Generationenwechsel bedeutet Wende
Die Zahl der Katholiken in Frankreich nimmt seit Jahren ab. Sagten 1972 noch 87 Prozent der Franzosen sie seien katholisch, waren es 2010 nur noch 65 Prozent laut dem französischen Meinungsforschungsinstitut Ifop. Etwa zehn Prozent der französischen Bevölkerung gelten als praktizierende Katholiken. Ifop-Direktor Jerome Fourquet sieht eine Gesellschaft, die sich immer mehr vom Christentum entfremdet. "Wir stehen vor einer großen Wende aufgrund des Generationenwechsels, so Fourquet.
Der Vatikan-Experte und Journalist Jean-Marie Guenois sieht in dem Urteil auch die öffentliche Meinung zum Umgang der Kirche mit dem Missbrauch gespiegelt.
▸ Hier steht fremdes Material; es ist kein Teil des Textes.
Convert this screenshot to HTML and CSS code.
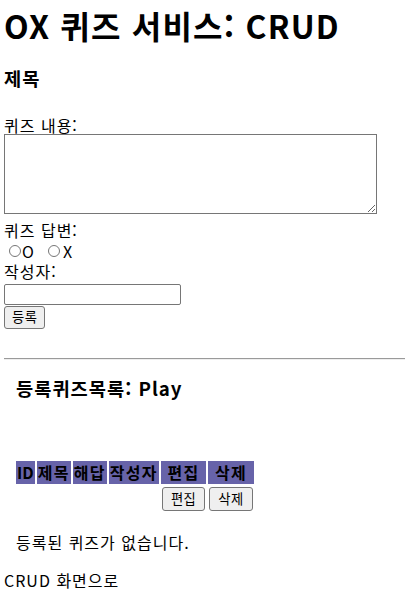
FILE: index.html
```html
<!DOCTYPE html>
<html lang="ko">
<head>
  <meta charset="UTF-8" />
  <meta name="viewport" content="width=device-width, initial-scale=1.0" />
  <title>OX 퀴즈 서비스: CRUD</title>
  <link rel="stylesheet" href="styles.css">
</head>
<body>
  <h1>OX 퀴즈 서비스: CRUD</h1>

  <form class="quiz-form" onsubmit="return false">
    <h3>제목</h3>
    <label for="content">퀴즈 내용:</label>
    <textarea id="content"></textarea>
    <label>퀴즈 답변:</label>
    <div class="answers">
      <label><input type="radio" name="answer" value="O" />O</label>
      <label><input type="radio" name="answer" value="X" />X</label>
    </div>
    <label for="writer">작성자:</label>
    <input type="text" id="writer" class="writer" />
    <div><button type="submit">등록</button></div>
  </form>

  <hr />

  <div class="quiz-list">
    <h3>등록퀴즈목록: Play</h3>
    <table>
      <thead>
        <tr>
          <th class="id">ID</th>
          <th>제목</th>
          <th>해답</th>
          <th>작성자</th>
          <th>편집</th>
          <th>삭제</th>
        </tr>
      </thead>
      <tbody>
        <tr>
          <td></td>
          <td></td>
          <td></td>
          <td></td>
          <td><button>편집</button></td>
          <td><button>삭제</button></td>
        </tr>
      </tbody>
    </table>
    <p class="empty">등록된 퀴즈가 없습니다.</p>
  </div>

  <div class="back">CRUD 화면으로</div>
</body>
</html>
```

FILE: styles.css
```css
body {
  margin: 0 0 0 4px;
  font-family: "Noto Sans CJK KR", "Noto Sans", sans-serif;
  font-size: 16px;
  line-height: 21px;
  letter-spacing: 1px;
  color: #000;
  background: #fff;
}

h1 {
  font-size: 32px;
  line-height: 42px;
  letter-spacing: 1.2px;
  margin: 4px 0 0;
}

h3 {
  font-size: 18.7px;
  line-height: 25px;
  margin: 0;
}

.quiz-form h3 {
  margin: 19px 0 25px;
}

.quiz-form label {
  display: block;
}

.quiz-form textarea {
  display: block;
  box-sizing: border-box;
  width: 373px;
  height: 80px;
  margin: -2px 0 6px;
  border: 1px solid #767676;
  resize: vertical;
}

.answers {
  display: flex;
  height: 20px;
  align-items: center;
}

.answers label {
  display: flex;
  align-items: center;
  line-height: 18px;
  margin-right: 8px;
}

.answers input {
  width: 12px;
  height: 12px;
  margin: 0 1px 0 5px;
}

.answers label + label input {
  margin-right: 3px;
}

.writer {
  display: block;
  box-sizing: border-box;
  width: 177px;
  height: 21px;
  margin: 2px 0 0;
  border: 1px solid #767676;
  border-radius: 2px;
}

button {
  font-family: "Noto Sans CJK KR", sans-serif;
  font-size: 13.3px;
  line-height: 16px;
  letter-spacing: 0.5px;
  height: 23px;
  padding: 1px 7px;
  background: #efefef;
  border: 1px solid #767676;
  border-radius: 3px;
  color: #000;
}

td button {
  height: 24px;
  padding: 1px 8px;
}

hr {
  margin: 29px 0 0;
  border: none;
  border-top: 1px solid #9a9a9a;
  border-bottom: 1px solid #eee;
}

.quiz-list {
  padding-left: 12px;
}

.quiz-list h3 {
  margin: 15px 0 59px;
}

table {
  border-spacing: 2px;
  margin-left: -2px;
}

th {
  background: #6763a9;
  font-weight: bold;
  line-height: 21px;
  letter-spacing: 1.3px;
  padding: 1px;
}

th.id {
  letter-spacing: 0;
}

td {
  padding: 1px;
}

.empty {
  margin: 18px 0 0;
}

.back {
  margin-top: 17px;
}
```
Sie habe sich in den vergangenen Jahren verändert. Barbarin bezahle mit dem Urteil auch für die Verfehlungen seiner Vorgänger mit Missbrauchsfällen und die "Kultur des Schweigens" der Kirche. Akzeptiere Papst Franziskus den Rücktritt Barbarins, könnte das auch Konsequenzen für andere Bischöfe in ähnlichen Situationen haben, so Guenois. "Es ist die Überzeugung von der moralischen Mittäterschaft mit einem Schuldigen, die sich hier etabliert", so der Experte.
Chance oder Risiko?
Für die katholische Kirche in Frankreich könnte ein Rücktritt Barbarins eine Chance sein. Ihre Initiativen gegen Missbrauch könnten an Glaubwürdigkeit gewinnen. Der Satz, der unter vielen Pressemitteilungen der Französischen Bischofskonferenz in der Vergangenheit stand: "Wir bekräftigen unsere Entschlossenheit, gegen alle sexuellen Übergriffe von Klerikern gegen Minderjährige vorzugehen" könnte neue Relevanz erhalten.